Mexico City Green Climate Fund Meeting Report

The plan to design a new Green Climate Fund (GCF) was an outcome of the United Nations Framework Convention on Climate Change (UNFCCC) that met in Cancun, Mexico, last December. The design team, called the Transitional Committee (TC) for the new GCF, is holding its first two-day meeting on April 28 & 29 in Mexico City. The GCF goal is to amass a minimum of $100 billion each year by 2020.

Even though the UN held many behind-the-scenes meetings to decide who would make the cut of 192 member nations for the 40-member design team, they got off to a halting start in Mexico City because they could not agree on who would lead the meeting.

Mexico thought that since they were hosting the meeting, they would lead it, but that did not meet with approval from the other 39 nations’ representatives.

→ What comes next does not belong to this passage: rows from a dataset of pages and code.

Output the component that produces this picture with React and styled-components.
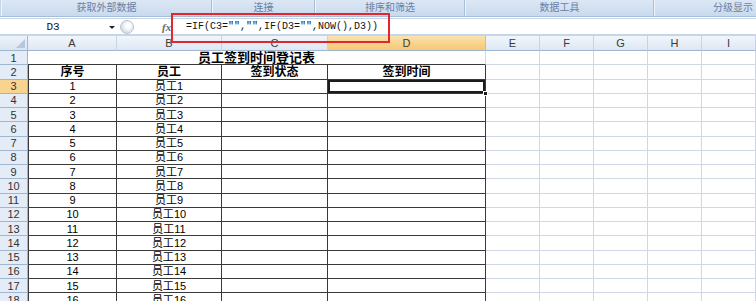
import React from "react";
import styled, { createGlobalStyle } from "styled-components";

const GlobalStyle = createGlobalStyle`
  html, body {
    margin: 0;
    padding: 0;
    background: #ffffff;
    overflow: hidden;
  }
  * { box-sizing: border-box; }
`;

const COLS = ["A", "B", "C", "D", "E", "F", "G", "H", "I"];
const WIDTHS = [89, 105, 106, 158, 54, 54, 54, 54, 54];
const GROUPS = [
  { label: "获取外部数据", width: 211 },
  { label: "连接", width: 103 },
  { label: "排序和筛选", width: 150 },
  { label: "数据工具", width: 189 },
  { label: "分级显示", width: 140, cut: true },
];

const rows = Array.from({ length: 16 }, (_, i) => i + 1);

const App = () => {
  return (
    <Screen>
      <GlobalStyle />
      <Ribbon>
        {GROUPS.map((g) => (
          <Group key={g.label} $w={g.width} $cut={g.cut}>
            {g.label}
          </Group>
        ))}
      </Ribbon>

      <FormulaBar>
        <NameBox>
          <NameText>D3</NameText>
          <Arrow />
        </NameBox>
        <Expander>
          <Knob />
        </Expander>
        <Fx>fx</Fx>
        <FormulaText>=IF(C3="","",IF(D3="",NOW(),D3))</FormulaText>
      </FormulaBar>

      <Sheet>
        <Corner>
          <CornerMark />
        </Corner>
        {COLS.map((c) => (
          <ColHead key={c} $active={c === "D"}>
            {c}
          </ColHead>
        ))}

        <RowHead>1</RowHead>
        <Title>员工签到时间登记表</Title>
        {COLS.slice(4).map((c) => (
          <Cell key={"1" + c} />
        ))}

        <RowHead>2</RowHead>
        <Cell $table $first $bold>序号</Cell>
        <Cell $table $bold>员工</Cell>
        <Cell $table $bold>签到状态</Cell>
        <Cell $table $bold>签到时间</Cell>
        {COLS.slice(4).map((c) => (
          <Cell key={"2" + c} />
        ))}

        {rows.map((n) => (
          <React.Fragment key={n}>
            <RowHead $active={n === 1}>{n + 2}</RowHead>
            <Cell $table $first>{n}</Cell>
            <Cell $table>员工{n}</Cell>
            <Cell $table />
            <Cell $table $selected={n === 1}>
              {n === 1 && <FillHandle />}
            </Cell>
            {COLS.slice(4).map((c) => (
              <Cell key={n + c} />
            ))}
          </React.Fragment>
        ))}
      </Sheet>

      <Callout />
    </Screen>
  );
};

export default App;

const Screen = styled.div`
  position: relative;
  width: 756px;
  height: 301px;
  overflow: hidden;
  background: #ffffff;
  font-family: "Liberation Sans", "Noto Sans CJK SC", sans-serif;
`;

const Ribbon = styled.div`
  display: flex;
  height: 17px;
  background: #c6d7ec;
  border-bottom: 1px solid #a7bcd6;
  padding-left: 1px;
`;

const Group = styled.div`
  flex: 0 0 ${(p) => p.$w}px;
  display: flex;
  align-items: center;
  justify-content: center;
  height: 100%;
  background: linear-gradient(#dce7f4, #c9daee);
  border-left: 1px solid #eef4fb;
  border-right: 1px solid #a9bfd8;
  font-family: "Liberation Sans", "Noto Sans CJK SC", sans-serif;
  font-size: 10px;
  line-height: 12px;
  color: #6a80a3;
  white-space: nowrap;
  ${(p) => p.$cut && "justify-content: flex-start; padding-left: 58px; margin-right: -40px;"}
`;

const FormulaBar = styled.div`
  display: flex;
  height: 18px;
  margin-top: 1px;
  background: #ffffff;
  border-top: 1px solid #c4d3e6;
  border-bottom: 2px solid #c5d5ea;
`;

const NameBox = styled.div`
  position: relative;
  flex: 0 0 118px;
  display: flex;
  align-items: center;
  justify-content: center;
  padding-right: 12px;
`;

const NameText = styled.span`
  font-family: "Liberation Mono", monospace;
  font-size: 11px;
  color: #111;
`;

const Arrow = styled.span`
  position: absolute;
  right: 3px;
  top: 7px;
  width: 0;
  height: 0;
  border-left: 3px solid transparent;
  border-right: 3px solid transparent;
  border-top: 3px solid #222;
`;

const Expander = styled.div`
  flex: 0 0 44px;
  display: flex;
  align-items: center;
  padding-left: 2px;
`;

const Knob = styled.div`
  width: 14px;
  height: 14px;
  border-radius: 50%;
  background: radial-gradient(circle at 60% 40%, #ffffff 20%, #d6dde6 70%, #b4bfcc);
  border: 1px solid #b7c2cf;
`;

const Fx = styled.div`
  flex: 0 0 14px;
  display: flex;
  align-items: center;
  font-family: "Liberation Serif", serif;
  font-style: italic;
  font-weight: bold;
  font-size: 11px;
  color: #6b6b6b;
`;

const FormulaText = styled.div`
  flex: 1;
  display: flex;
  align-items: center;
  padding-left: 10px;
  font-family: "Liberation Mono", monospace;
  font-size: 10px;
  color: #111;
  white-space: nowrap;
`;

const Sheet = styled.div`
  display: grid;
  grid-template-columns: 28px ${WIDTHS.map((w) => w + "px").join(" ")};
  grid-template-rows: 15px;
  grid-auto-rows: 14.25px;
`;

const headBase = `
  display: flex;
  align-items: center;
  justify-content: center;
  font-size: 11px;
  line-height: 12px;
  color: #3b3b3b;
  border-right: 1px solid #9eb6ce;
  border-bottom: 1px solid #9eb6ce;
`;

const Corner = styled.div`
  ${headBase}
  position: relative;
  background: linear-gradient(#eef3fa, #dae4f1);
`;

const CornerMark = styled.span`
  position: absolute;
  right: 2px;
  bottom: 2px;
  width: 0;
  height: 0;
  border-left: 9px solid transparent;
  border-bottom: 9px solid #b6c6db;
`;

const ColHead = styled.div`
  ${headBase}
  background: ${(p) =>
    p.$active
      ? "linear-gradient(#fbe2b0, #f7c76f)"
      : "linear-gradient(#f2f6fb, #dde7f3)"};
  border-right-color: ${(p) => (p.$active ? "#f2b65b" : "#c5d3e4")};
`;

const RowHead = styled.div`
  ${headBase}
  background: ${(p) => (p.$active ? "#f9d491" : "#e4ecf7")};
  color: #333;
`;

const Title = styled.div`
  grid-column: span 4;
  display: flex;
  align-items: flex-start;
  justify-content: center;
  font-family: "Liberation Sans", "Noto Sans CJK SC", sans-serif;
  font-weight: bold;
  font-size: 13px;
  line-height: 13px;
  color: #000;
  border-bottom: 1px solid #3a3a3a;
  border-right: 1px solid #d0d7e5;
`;

const Cell = styled.div`
  position: relative;
  display: flex;
  align-items: center;
  justify-content: center;
  font-family: "Liberation Sans", "Noto Sans CJK SC", sans-serif;
  font-size: ${(p) => (p.$bold ? "12px" : "11px")};
  font-weight: ${(p) => (p.$bold ? "bold" : "normal")};
  line-height: 12px;
  color: #000;
  white-space: nowrap;
  border-right: 1px solid ${(p) => (p.$table ? "#3a3a3a" : "#d0d7e5")};
  border-bottom: 1px solid ${(p) => (p.$table ? "#3a3a3a" : "#d0d7e5")};
  border-left: ${(p) => (p.$first ? "1px solid #3a3a3a" : "none")};
  box-shadow: ${(p) => (p.$selected ? "inset 0 0 0 2px #1c1c1c" : "none")};
`;

const FillHandle = styled.span`
  position: absolute;
  right: -3px;
  bottom: -3px;
  width: 5px;
  height: 5px;
  background: #1c1c1c;
  border: 1px solid #ffffff;
  z-index: 2;
`;

const Callout = styled.div`
  position: absolute;
  left: 171px;
  top: 13px;
  width: 219px;
  height: 30px;
  border: 2px solid #e3262b;
  pointer-events: none;
`;
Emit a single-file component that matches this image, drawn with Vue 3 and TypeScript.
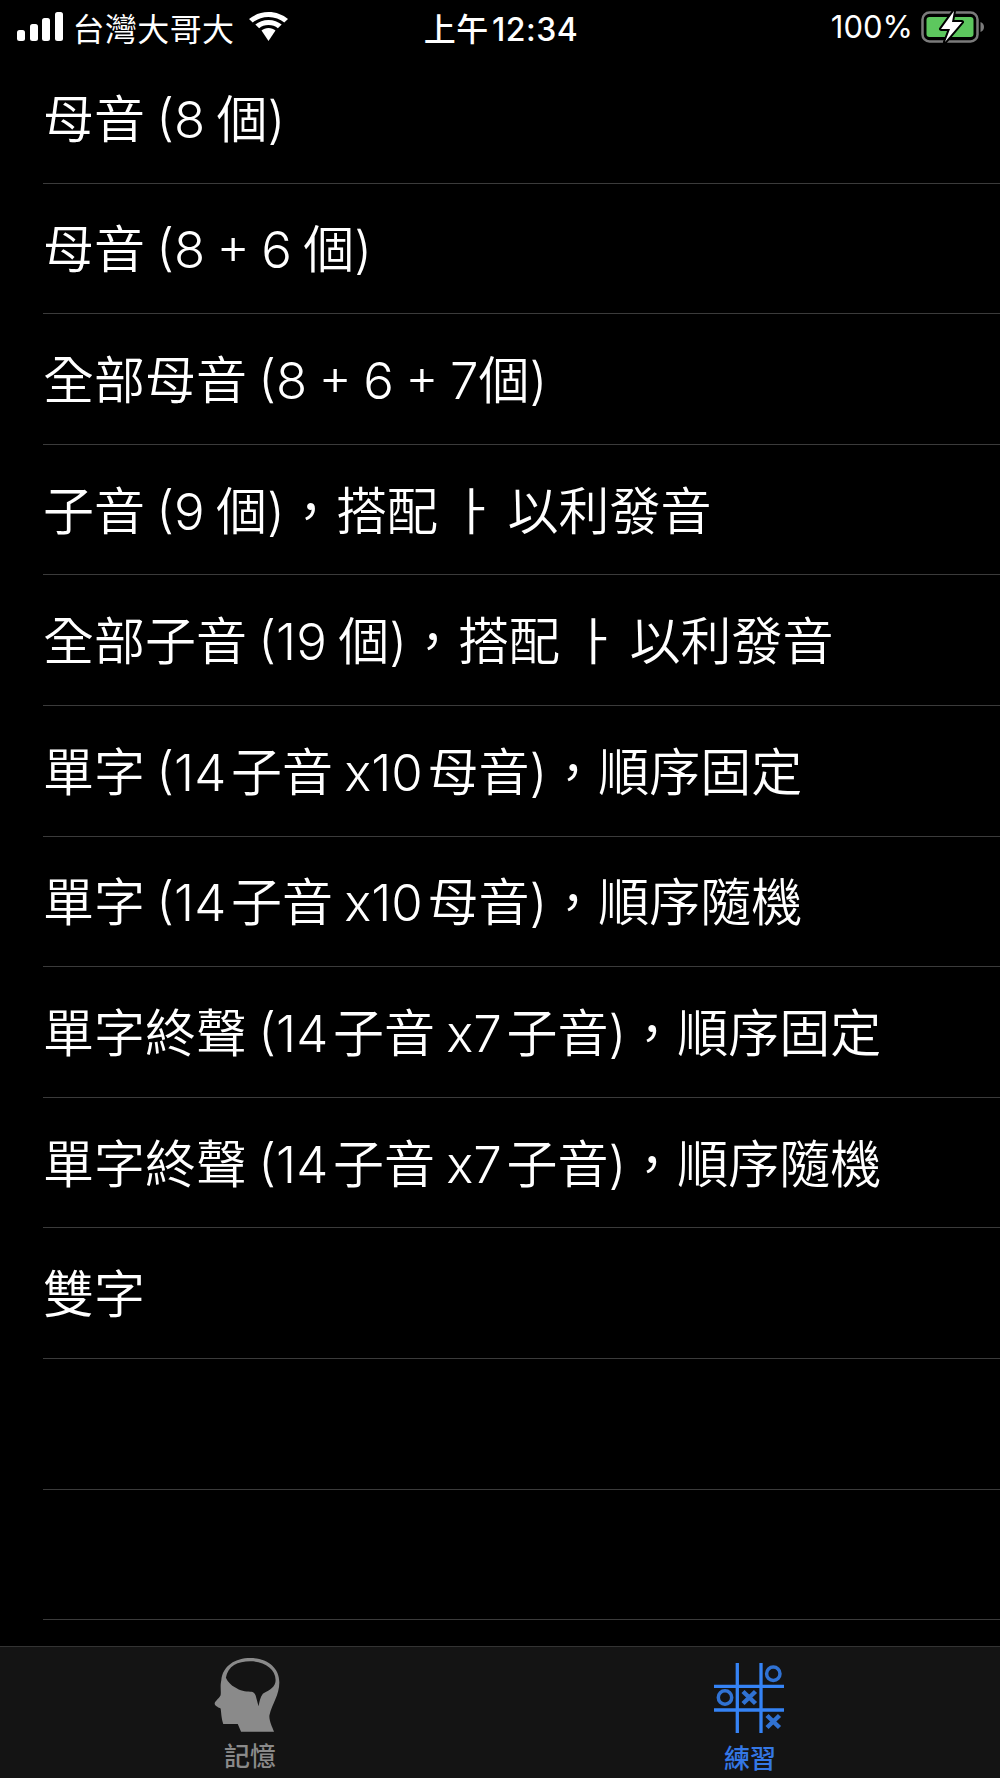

Among those vying for leadership were from nations as geographically, politically and economically varied as Samoa, Philippines, Nicaragua, Bangladesh, Spain, Japan, Denmark, Pakistan, Australia, Germany, the U.S., the U.K., Belize, Singapore, Switzerland, Ethiopia, Brazil and Saudi Arabia; a total of 25 “developing” (poor) nations and 15 “developed” (rich) nations. Late in the first day, co-chairmen were finally chosen from Mexico, Norway and South Africa.

“Developing” countries claim that they are the “worst and first” impacted by climate change and insist that the “developed” countries pay for their mitigation of and adaptation to climate change, which they are convinced is caused by the burning of fossil fuels. They are demanding “climate justice” and some are even calling for reparations.

None of the “developed” countries disagreed with the premise that climate change is manmade or caused by burning fossil fuels. Instead, they seemed more interested in creating the Green Climate Fund with global governance, to replace their many smaller agreements between nations that have been developed since the 1997 Kyoto Protocol’s legally-binding treaty based on the unproven “global warming” theory. The 40-member TC is advocating for “scaling-up” the funds with global governance.

Capping the first day was a testimony from a global “youth” who advocated for a complete transformation of the global economy to “0” fossil fuel emissions by 2050 with complete “equity” and “transparency.”

No one is expecting the TC to complete the design for the GCF in Mexico City. Many are planning to meet at least three more times this year, but even then it is questionable whether they will have a plan to submit to the upcoming December UNFCCC meeting in Durban, South Africa.